Justiça e vingança. No dicionário escrito por Aurélio Buarque de Holanda, à justiça deu-se, dentre outros, o significado de “faculdade de julgar segundo o direito e melhor consciência”, e à vingança, especialmente, o de “punição, castigo”. Vistos sob esse prisma parecem autônomos, porém, quando de sua aplicação, ao longo da História, desde o Código de Hamurabi, constatamos que o significado que os separa é bastante tênue, e ora se entrelaçam, quando a vingança é mascarada por justiça, visto que os líderes das mais variadas sociedades anseiam por apresentarem-se como homens justos. Nesse afã, apostam em fortalecer em suas legislações o proibicionismo criminalizador. Diante desse contexto, observemos o que diz Maria Lúcia Karam, Juíza de Direito aposentada, membro do Instituto Brasileiro de Ciências Criminais e do Instituto Carioca de Criminologia: “Uma enganosa publicidade apresenta o sistema penal como um instrumento voltado para a proteção dos indivíduos, para a evitação de condutas negativas e ameaçadoras, para o fornecimento de segurança. Esse discurso encobre a realidade de que a intervenção do sistema penal é mera manifestação de poder, servindo tão somente como instrumento de que se valem os mais diversos tipos de Estado para obter uma disciplina ou um controle sociais que resultem funcionais para a manutenção e reprodução da organização e do equilíbrio global das formações sociais historicamente determinadas nas quais surgem”.

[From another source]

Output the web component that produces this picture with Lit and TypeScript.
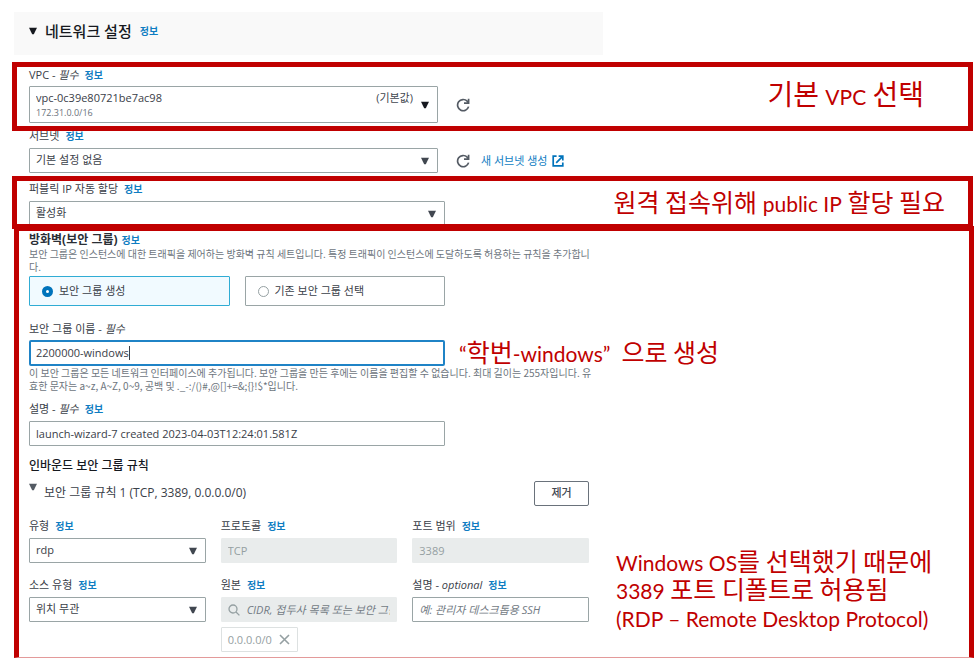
import { LitElement, html, css, svg, nothing } from "lit";
import { customElement } from "lit/decorators.js";

const refreshIcon = svg`<svg class="icon" width="14" height="14" viewBox="0 0 14 14" fill="none" stroke="#545b64" stroke-width="1.7" aria-hidden="true"><path d="M12.6 8.6A5.6 5.6 0 1 1 11.2 3.2L12.4 4.6"/><path d="M12.6 .8V5.2H8"/></svg>`;
const externalIcon = svg`<svg class="icon" width="12" height="12" viewBox="0 0 12 12" fill="none" stroke="#0073bb" stroke-width="1.7" aria-hidden="true"><path d="M4.6 1.2H1.2V10.8H10.8V7.4"/><path d="M6.6 1.2H10.8V5.4M10.6 1.4L4.2 7.8"/></svg>`;
const searchIcon = svg`<svg class="icon" width="12" height="12" viewBox="0 0 12 12" fill="none" stroke="#95a0a2" stroke-width="1.3" aria-hidden="true"><circle cx="5" cy="5" r="4"/><path d="M8 8L11.4 11.4"/></svg>`;
const closeIcon = svg`<svg class="icon" width="11" height="11" viewBox="0 0 11 11" fill="none" stroke="#95a0a2" stroke-width="1.6" aria-hidden="true"><path d="M1 1L10 10M10 1L1 10"/></svg>`;
const triangle = () =>
  svg`<svg class="icon" width="8" height="8" viewBox="0 0 8 8" aria-hidden="true"><path d="M0 .8H8L4.8 7.2H3.2Z" fill="currentColor"/></svg>`;

@customElement("app-root")
export class AppRoot extends LitElement {
  static styles = css`
    :host {
      display: block;
      background: #fff;
      color: #3a4048;
      font: 11px/16px "Open Sans", "Noto Sans CJK KR", sans-serif;
    }
    * {
      box-sizing: border-box;
    }
    main {
      display: flow-root;
    }
    h2,
    h3,
    p {
      margin: 0;
    }
    .icon {
      display: block;
      flex: none;
    }
    .header {
      display: flex;
      align-items: center;
      gap: 8px;
      max-width: 589px;
      height: 43px;
      margin: 12px 14px 7px;
      padding: 0 15px 6px;
      background: #f9f9f9;
      color: #16191f;
    }
    .header h2 {
      font-size: 15px;
      line-height: 20px;
      font-weight: 500;
    }
    .info {
      color: #0f7dc2;
      font-size: 10px;
      font-weight: 700;
      text-decoration: none;
    }
    .frame {
      position: relative;
      border: 5px solid #c00000;
    }
    .row {
      display: flex;
      justify-content: space-between;
      margin: 0 1px 0 12px;
      padding-left: 12px;
    }
    .vpc {
      padding-right: 44px;
      padding-bottom: 3px;
    }
    .public {
      padding-right: 23px;
      overflow: hidden;
      margin-top: 3px;
    }
    .public .control {
      margin-bottom: -2px;
    }
    .subnet {
      margin: -3px 29px 0;
    }
    .firewall {
      margin: -3px 0 0 14px;
      padding: 1px 12px 5px 10px;
      border-bottom: 1px solid #e39a9a;
    }
    .label {
      display: flex;
      gap: 6px;
      height: 16px;
      margin-bottom: 4px;
      white-space: nowrap;
    }
    .tight .label {
      margin-bottom: 3px;
    }
    .label.title {
      gap: 4px;
      height: 15px;
      margin-bottom: 0;
    }
    .title b {
      font-weight: 700;
      color: #2a2f36;
    }
    .title b,
    .subhead {
      font-size: 12px;
      line-height: 16px;
    }
    .line {
      display: flex;
      align-items: center;
    }
    .control {
      display: grid;
      align-items: center;
      position: relative;
      color: #414750;
    }
    .control > * {
      grid-area: 1 / 1;
    }
    .narrow {
      width: 409px;
    }
    .wide {
      width: 416px;
    }
    select,
    input[type="text"] {
      width: 100%;
      height: 25px;
      margin: 0;
      padding: 0 6px 1px;
      border: 1px solid #9aa5a6;
      border-radius: 1px;
      background: #fff;
      color: #3a4048;
      font: inherit;
      appearance: none;
      outline: none;
      text-overflow: clip;
    }
    .tall select {
      height: 37px;
      padding: 0 6px 13px;
    }
    .control > .arrow {
      justify-self: end;
      padding-right: 9px;
      pointer-events: none;
    }
    .tall > .arrow {
      color: #16191f;
    }
    .tall > .sub {
      align-self: end;
      padding: 0 7px 2px;
      font-size: 9px;
      color: #6a727b;
      pointer-events: none;
    }
    .tall > .default {
      align-self: start;
      justify-self: end;
      padding: 4px 25px 0 0;
      pointer-events: none;
    }
    input[type="text"]:disabled {
      background: #e9ecec;
      border-color: #e9ecec;
      color: #95a0a2;
    }
    input::placeholder {
      color: #737b84;
      font-style: italic;
      opacity: 1;
    }
    .control > .glass {
      padding-left: 7px;
    }
    .search input[type="text"] {
      padding-left: 25px;
    }
    .active input[type="text"] {
      height: 26px;
      border: 2px solid #1f83c6;
      padding: 0 5px 1px;
      border-radius: 2px;
    }
    .caret {
      width: 1px;
      height: 14px;
      margin-left: 100px;
      background: #3a4048;
    }
    .icon-button {
      margin: 0 0 0 18px;
      padding: 0;
      border: 0;
      background: none;
    }
    .create {
      display: flex;
      align-items: center;
      gap: 5px;
      margin-left: 11px;
      color: #0f7dc2;
      text-decoration: none;
    }
    .help {
      font-family: "Noto Sans CJK KR", sans-serif;
      font-size: 10px;
      line-height: 13px;
      color: #6d757d;
      white-space: nowrap;
    }
    .tiles {
      display: grid;
      grid-template-columns: 1fr 1fr;
      gap: 15px;
      margin: 3px 0 15px;
      padding: 0;
      border: 0;
    }
    .tile {
      display: flex;
      align-items: center;
      gap: 6px;
      height: 30px;
      padding: 0 12px;
      border: 1px solid #9aa5a6;
      border-radius: 1px;
    }
    .tile.selected {
      background: #f1faff;
      border-color: #30acd4;
    }
    input[type="radio"] {
      appearance: none;
      width: 11px;
      height: 11px;
      margin: 0;
      border: 1px solid #95a0a2;
      border-radius: 50%;
      background: #fff;
    }
    input[type="radio"]:checked {
      border: 4px solid #0073bb;
    }
    .section {
      margin-top: 9px;
    }
    .subhead {
      margin-top: 12px;
      font-weight: 500;
      color: #16191f;
    }
    .rule {
      display: flex;
      align-items: center;
      gap: 7px;
      max-width: 560px;
      margin: 7px 0 12px;
    }
    .rule .icon {
      align-self: flex-start;
      margin-top: 2px;
      color: #545b64;
    }
    .rule h3 {
      flex: 1;
      padding-bottom: 2px;
      font-size: 12px;
      line-height: 16px;
      font-weight: 400;
    }
    .remove {
      width: 55px;
      height: 25px;
      padding: 0 0 1px;
      border: 1px solid #6a727b;
      border-radius: 2px;
      background: #fff;
      color: #414750;
      font: inherit;
      font-weight: 500;
    }
    .bottom {
      display: flex;
      gap: 27px;
    }
    .fields {
      display: grid;
      grid-template-columns: repeat(3, 1fr);
      gap: 14px 15px;
      flex: 0 1 560px;
    }
    .chip {
      display: flex;
      align-items: center;
      justify-content: space-between;
      width: 77px;
      height: 25px;
      margin-top: 5px;
      padding: 0 7px 0 6px;
      border: 1px solid #dde1e1;
      border-radius: 1px;
      color: #95a0a2;
    }
    .chip button {
      padding: 0;
      border: 0;
      background: none;
    }
    .note {
      color: #c00000;
      font-family: "Noto Sans CJK KR", sans-serif;
      font-size: 25px;
      line-height: 28px;
      white-space: nowrap;
    }
    .note span {
      font-family: Lato, sans-serif;
      font-size: 21px;
      line-height: 1;
    }
    .large {
      font-size: 28px;
    }
    .center {
      align-self: center;
      padding-bottom: 4px;
    }
    .beside {
      height: 26px;
      margin-left: 14px;
      line-height: 22px;
    }
    .outcome {
      margin-top: 28px;
    }
  `;

  private info() {
    return html`<a class="info" href="#info">정보</a>`;
  }

  private label(id: string, text: unknown, info = true) {
    return html`<div class="label">
      <label for=${id}>${text}</label>${info ? this.info() : nothing}
    </div>`;
  }

  private select(id: string, value: string, size = "") {
    return html`<div class="control ${size}">
      <select id=${id}><option>${value}</option></select>
      <span class="arrow">${triangle()}</span>
    </div>`;
  }

  render() {
    return html`<main>
      <div class="header">
        ${triangle()}
        <h2>네트워크 설정</h2>
        ${this.info()}
      </div>

      <section class="frame row vpc">
        <div class="tight">
          ${this.label("vpc", html`VPC - <i>필수</i>`)}
          <div class="line">
            <div class="control narrow tall">
              <select id="vpc"><option>vpc-0c39e80721be7ac98</option></select>
              <span class="sub">172.31.0.0/16</span>
              <span class="default">(기본값)</span>
              <span class="arrow">${triangle()}</span>
            </div>
            <button class="icon-button" aria-label="새로 고침">${refreshIcon}</button>
          </div>
        </div>
        <p class="note large center">기본 <span>VPC</span> 선택</p>
      </section>

      <section class="subnet">
        ${this.label("subnet", "서브넷")}
        <div class="line">
          ${this.select("subnet", "기본 설정 없음", "narrow")}
          <button class="icon-button" aria-label="새로 고침">${refreshIcon}</button>
          <a class="create" href="#subnet">새 서브넷 생성 ${externalIcon}</a>
        </div>
      </section>

      <section class="frame row public">
        <div>
          ${this.label("public-ip", "퍼블릭 IP 자동 할당")}
          ${this.select("public-ip", "활성화", "wide")}
        </div>
        <p class="note center">원격 접속위해 <span>public IP</span> 할당 필요</p>
      </section>

      <section class="frame firewall">
        <div class="label title"><b>방화벽(보안 그룹)</b>${this.info()}</div>
        <p class="help">
          보안 그룹은 인스턴스에 대한 트래픽을 제어하는 방화벽 규칙 세트입니다. 특정 트래픽이 인스턴스에 도달하도록 허용하는 규칙을 추가합니<br />다.
        </p>
        <fieldset class="tiles wide" aria-label="방화벽(보안 그룹)">
          <label class="tile selected"><input type="radio" name="group" checked />보안 그룹 생성</label>
          <label class="tile"><input type="radio" name="group" />기존 보안 그룹 선택</label>
        </fieldset>

        <div class="tight">${this.label("name", html`보안 그룹 이름 - <i>필수</i>`, false)}</div>
        <div class="line">
          <div class="control wide active">
            <input id="name" type="text" value="2200000-windows" />
            <span class="caret"></span>
          </div>
          <p class="note beside"><span>“</span>학번<span>-windows”</span>&nbsp; 으로 생성</p>
        </div>
        <p class="help">
          이 보안 그룹은 모든 네트워크 인터페이스에 추가됩니다. 보안 그룹을 만든 후에는 이름을 편집할 수 없습니다. 최대 길이는 255자입니다. 유<br />효한 문자는 a~z, A~Z, 0~9, 공백 및 ._-:/()#,@[]+=&amp;;{}!$*입니다.
        </p>

        <div class="section">
          ${this.label("description", html`설명 - <i>필수</i>`)}
          <div class="control wide">
            <input id="description" type="text" value="launch-wizard-7 created 2023-04-03T12:24:01.581Z" />
          </div>
        </div>

        <h3 class="subhead">인바운드 보안 그룹 규칙</h3>
        <div class="rule">
          ${triangle()}
          <h3>보안 그룹 규칙 1 (TCP, 3389, 0.0.0.0/0)</h3>
          <button class="remove">제거</button>
        </div>

        <div class="bottom">
          <div class="fields">
            <div>${this.label("type", "유형")}${this.select("type", "rdp")}</div>
            <div>
              ${this.label("protocol", "프로토콜")}
              <div class="control"><input id="protocol" type="text" value="TCP" disabled /></div>
            </div>
            <div>
              ${this.label("port", "포트 범위")}
              <div class="control"><input id="port" type="text" value="3389" disabled /></div>
            </div>
            <div>${this.label("source-type", "소스 유형")}${this.select("source-type", "위치 무관")}</div>
            <div>
              ${this.label("source", "원본")}
              <div class="control search">
                <input id="source" type="text" placeholder="CIDR, 접두사 목록 또는 보안 그룹" disabled />
                <span class="glass">${searchIcon}</span>
              </div>
              <div class="chip">0.0.0.0/0<button aria-label="0.0.0.0/0 제거">${closeIcon}</button></div>
            </div>
            <div>
              ${this.label("note", html`설명 - <i>optional</i>`)}
              <div class="control"><input id="note" type="text" placeholder="예: 관리자 데스크톱용 SSH" /></div>
            </div>
          </div>
          <p class="note outcome">
            <span>Windows OS</span>를 선택했기 때문에<br /><span>3389</span> 포트 디폴트로 허용됨<br /><span>(RDP – Remote Desktop Protocol)</span>
          </p>
        </div>
      </section>
    </main>`;
  }
}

A manobra estatal que busca tipificar no Código Penal as mais diversas ações tidas como maléficas ao convívio social, recebe apoio popular, frente a um crescimento contínuo da violência, mais notadamente nos bolsões de pobreza dos grandes centros urbanos. A população que defende a rigidez penal busca solução para minorar a insegurança que a todos aflige. Nesse quadro há uma verdadeira legitimação da vingança imposta pelo Estado, em especial aos menos favorecidos, que se perdem no emaranhado de normas jurídicas, diante de uma defensoria pública ainda incipiente.

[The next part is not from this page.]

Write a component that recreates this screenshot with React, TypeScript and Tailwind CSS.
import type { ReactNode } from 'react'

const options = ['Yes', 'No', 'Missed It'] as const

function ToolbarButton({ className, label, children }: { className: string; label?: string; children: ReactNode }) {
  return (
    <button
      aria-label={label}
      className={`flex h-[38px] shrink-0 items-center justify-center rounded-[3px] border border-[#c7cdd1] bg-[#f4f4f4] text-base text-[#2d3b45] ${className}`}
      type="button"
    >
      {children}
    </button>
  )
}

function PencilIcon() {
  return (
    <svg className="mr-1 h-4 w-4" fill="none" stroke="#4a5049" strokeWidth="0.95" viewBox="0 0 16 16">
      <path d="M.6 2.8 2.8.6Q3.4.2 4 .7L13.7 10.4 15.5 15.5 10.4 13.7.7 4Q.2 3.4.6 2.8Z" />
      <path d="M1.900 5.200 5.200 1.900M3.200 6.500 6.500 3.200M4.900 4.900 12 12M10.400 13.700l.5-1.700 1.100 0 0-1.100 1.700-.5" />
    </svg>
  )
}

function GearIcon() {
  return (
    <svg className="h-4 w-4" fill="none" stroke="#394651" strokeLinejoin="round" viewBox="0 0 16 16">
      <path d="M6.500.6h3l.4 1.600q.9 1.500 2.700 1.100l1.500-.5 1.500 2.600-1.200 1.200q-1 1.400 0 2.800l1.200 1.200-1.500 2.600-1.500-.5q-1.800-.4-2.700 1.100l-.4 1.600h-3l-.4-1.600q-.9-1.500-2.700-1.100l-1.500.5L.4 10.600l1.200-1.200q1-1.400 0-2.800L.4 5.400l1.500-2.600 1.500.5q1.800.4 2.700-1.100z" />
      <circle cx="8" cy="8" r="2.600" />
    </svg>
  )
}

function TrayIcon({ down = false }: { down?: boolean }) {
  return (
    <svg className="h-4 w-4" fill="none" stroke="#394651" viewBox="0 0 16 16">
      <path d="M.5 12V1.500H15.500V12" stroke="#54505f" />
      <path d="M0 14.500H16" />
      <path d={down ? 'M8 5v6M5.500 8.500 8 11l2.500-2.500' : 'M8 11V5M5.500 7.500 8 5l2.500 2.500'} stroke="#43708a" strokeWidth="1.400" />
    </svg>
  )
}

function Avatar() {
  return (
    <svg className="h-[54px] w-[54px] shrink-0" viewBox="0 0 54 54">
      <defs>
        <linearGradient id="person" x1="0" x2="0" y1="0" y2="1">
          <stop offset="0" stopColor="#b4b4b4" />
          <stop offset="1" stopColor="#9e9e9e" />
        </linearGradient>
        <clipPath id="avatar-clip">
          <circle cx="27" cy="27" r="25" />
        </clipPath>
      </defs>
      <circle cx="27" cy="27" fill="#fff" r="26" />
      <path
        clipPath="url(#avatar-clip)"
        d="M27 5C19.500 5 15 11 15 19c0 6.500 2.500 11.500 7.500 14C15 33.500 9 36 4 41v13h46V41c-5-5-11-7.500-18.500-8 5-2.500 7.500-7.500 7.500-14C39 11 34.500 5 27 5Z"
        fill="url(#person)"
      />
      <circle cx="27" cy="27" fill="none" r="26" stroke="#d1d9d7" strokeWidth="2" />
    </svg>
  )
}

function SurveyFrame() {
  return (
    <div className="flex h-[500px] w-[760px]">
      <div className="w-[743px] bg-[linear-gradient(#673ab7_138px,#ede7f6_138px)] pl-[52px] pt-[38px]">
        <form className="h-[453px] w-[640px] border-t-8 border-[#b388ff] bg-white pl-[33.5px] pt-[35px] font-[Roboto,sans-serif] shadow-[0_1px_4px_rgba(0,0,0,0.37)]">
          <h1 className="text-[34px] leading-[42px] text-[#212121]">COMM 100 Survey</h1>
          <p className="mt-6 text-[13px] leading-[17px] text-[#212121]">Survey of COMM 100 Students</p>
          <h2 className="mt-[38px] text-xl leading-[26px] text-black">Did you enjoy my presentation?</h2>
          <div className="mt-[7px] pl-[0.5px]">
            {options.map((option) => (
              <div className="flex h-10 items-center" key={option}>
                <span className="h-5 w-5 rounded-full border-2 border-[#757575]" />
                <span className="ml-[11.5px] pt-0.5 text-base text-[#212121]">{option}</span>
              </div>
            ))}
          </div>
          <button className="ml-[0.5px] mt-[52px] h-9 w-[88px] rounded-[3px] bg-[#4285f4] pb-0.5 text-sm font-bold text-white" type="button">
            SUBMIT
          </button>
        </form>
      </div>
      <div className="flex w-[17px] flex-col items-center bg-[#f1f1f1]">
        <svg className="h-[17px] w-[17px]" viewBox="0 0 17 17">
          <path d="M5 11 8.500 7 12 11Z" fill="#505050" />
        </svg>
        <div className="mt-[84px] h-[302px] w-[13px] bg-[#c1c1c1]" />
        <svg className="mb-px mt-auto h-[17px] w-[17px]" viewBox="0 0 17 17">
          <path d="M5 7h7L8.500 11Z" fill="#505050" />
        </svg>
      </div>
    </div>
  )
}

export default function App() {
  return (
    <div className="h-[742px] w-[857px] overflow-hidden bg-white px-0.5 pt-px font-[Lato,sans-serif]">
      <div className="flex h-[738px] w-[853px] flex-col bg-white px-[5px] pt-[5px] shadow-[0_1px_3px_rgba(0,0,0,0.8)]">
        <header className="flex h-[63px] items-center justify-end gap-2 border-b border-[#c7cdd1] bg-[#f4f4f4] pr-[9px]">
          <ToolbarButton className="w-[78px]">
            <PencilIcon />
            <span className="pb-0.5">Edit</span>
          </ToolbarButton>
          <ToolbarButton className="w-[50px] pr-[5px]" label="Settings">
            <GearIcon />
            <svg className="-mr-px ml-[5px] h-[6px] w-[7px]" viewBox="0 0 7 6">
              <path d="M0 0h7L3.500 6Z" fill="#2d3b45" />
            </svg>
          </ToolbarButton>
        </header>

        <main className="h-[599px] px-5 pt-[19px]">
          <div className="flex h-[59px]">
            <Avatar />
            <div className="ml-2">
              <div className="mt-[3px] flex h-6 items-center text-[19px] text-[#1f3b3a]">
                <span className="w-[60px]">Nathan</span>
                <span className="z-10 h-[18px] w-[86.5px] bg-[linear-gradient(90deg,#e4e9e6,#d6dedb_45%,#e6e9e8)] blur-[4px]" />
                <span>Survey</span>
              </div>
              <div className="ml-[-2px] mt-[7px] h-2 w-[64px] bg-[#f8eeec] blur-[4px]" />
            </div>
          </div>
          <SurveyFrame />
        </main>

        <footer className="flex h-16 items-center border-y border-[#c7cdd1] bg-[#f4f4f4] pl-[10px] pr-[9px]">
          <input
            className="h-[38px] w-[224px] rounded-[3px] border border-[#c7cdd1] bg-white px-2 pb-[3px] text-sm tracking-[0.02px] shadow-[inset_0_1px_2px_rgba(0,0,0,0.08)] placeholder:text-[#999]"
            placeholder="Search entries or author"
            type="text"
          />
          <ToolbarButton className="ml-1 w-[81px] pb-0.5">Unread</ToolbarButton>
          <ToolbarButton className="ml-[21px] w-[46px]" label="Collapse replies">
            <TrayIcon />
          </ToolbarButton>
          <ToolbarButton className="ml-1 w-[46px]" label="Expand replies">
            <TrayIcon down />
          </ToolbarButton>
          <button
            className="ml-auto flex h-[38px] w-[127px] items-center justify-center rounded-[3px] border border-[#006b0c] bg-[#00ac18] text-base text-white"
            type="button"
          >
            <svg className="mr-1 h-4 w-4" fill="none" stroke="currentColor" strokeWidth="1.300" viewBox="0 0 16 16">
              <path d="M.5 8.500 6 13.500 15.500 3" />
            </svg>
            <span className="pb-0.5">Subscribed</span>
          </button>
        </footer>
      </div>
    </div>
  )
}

As penitenciárias brasileiras consolidam o ápice do caráter vingativo do nosso sistema judiciário, onde homens e mulheres são expostos a impensáveis níveis de violência.
Neste estado de coisas resta-nos optar por vivermos no mundo encantado de Suassuna, no qual a Santa Mãe de Deus e Nosso Senhor Jesus Cristo estão apostos para que a verdadeira justiça seja aplicada, ou nos quedarmos e deixar que aqui a vingança faça morada, ou arregaçarmos as mangas e tentarmos nós mesmos, futuros e atuais cidadãos do direito e as demais camadas sociais, transformar esta sociedade em uma morada mais justa.